居酒屋という閉鎖された空間で、何度も世界の崩壊を繰り返しながら真相にたどり着くビジュアルノベルゲーム。大学の文芸サークルの飲み会が世界の崩壊へと続く
「星と雨とが交わる飲み屋」は、複数の主人公の視点で綴られる、ノベルタイプのミステリーアドベンチャーゲーム。選択肢は存在せず、プレイヤーはシナリオを読み進めながら、“事件”の真相を推理してゆく。
ゲームの舞台は、ゲームタイトルと同じ名前の居酒屋「星と雨とが交わる飲み屋」。この店に、とある大学の文芸サークルに所属する若者が集まる。主要登場人物は、
- 少々世間知らずな年下の青年「雨宮」
- ライトノベルが好きな体育会系の男性「法月」
- 常に周囲の目を気にしているお人好しの女性「日笠」
- 他人と群れないマイペースな女性「築地」
- 雨宮が憧れるクールな男性「星野」
の5人。ストーリーは主に5人の視点で語られる。物語は、星野を除く4人の飲み会からはじまる。「欲望の三角形」「マクガフィン」「哲学的ゾンビ」といった単語が飛び交いながら会話が重ねられるうち、「法月」と「日笠」が付き合っていたり、「雨宮」が「星野」に好意を寄せていたり、「日笠」が「築地」に対して思いも寄らない感情を抱いていたり、「星野」が過去に深い心の傷を負っていたりと、さまざまな事実が明らかになり、複雑な人間関係が浮かんでくる。「星野」が遅れて合流したところから、物語は怒濤の展開を見せる──予期せぬ殺人事件。最終的には地震が起こり、キャラクタが死を迎えてエンディングとなる。世界の崩壊を何度も繰り返し、複数の視点から見つめてゆくことで、徐々に物語の真相が明らかになってくる。
ノベルゲームとしてのシステムを完備した親切設計
ゲームシステムは「吉里吉里」を使用したオーソドックスなもの。画面右下に表示されるメニューから「セーブ」「ロード」「バックログ」「設定」「物語選択」を行うことができる。ウィンドウの切り替えやメッセージ表示速度の調整、BGM/SEの音量変更などは設定画面で行うことが可能。文章のスキップも軽く、テキストログもすぐに見ることができる。ノベルゲームを遊ぶために必要な機能はすべて揃い、プレイ中にストレスを感じることはない。

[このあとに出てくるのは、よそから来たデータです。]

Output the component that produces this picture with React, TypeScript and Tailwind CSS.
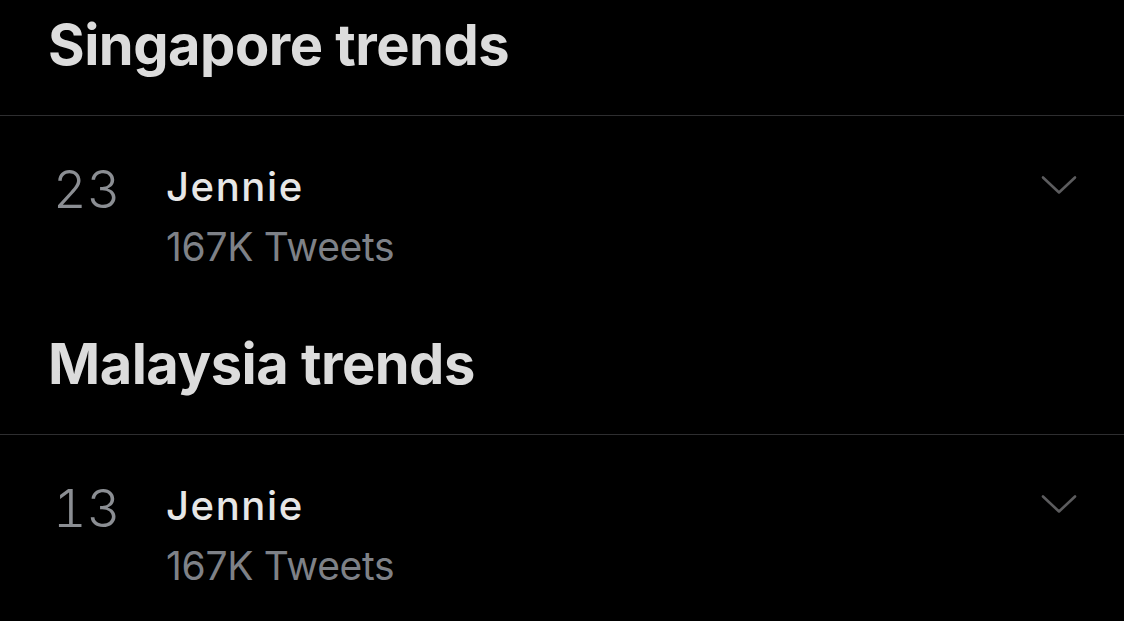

特徴的なのは、各エピソードを特定の時刻から読みはじめられること。物語は20時から4時間にわたって展開されるが、20時、20時20分、21時10分、22時50分、23時15分、23時40分で区切られ、好みの時刻からはじめることができる。例えば、「日笠」シナリオの「22時50分」から読むといったことが可能。「築地」のエピソードを読んでいるときに「『日笠』は何を考えていたか」などと思う場面がよくあり、そうした場合に役立つ。「『雨宮』のエピソードと『星野』のエピソードとで、どの点が異なるか」を確認したりすることも可能だ。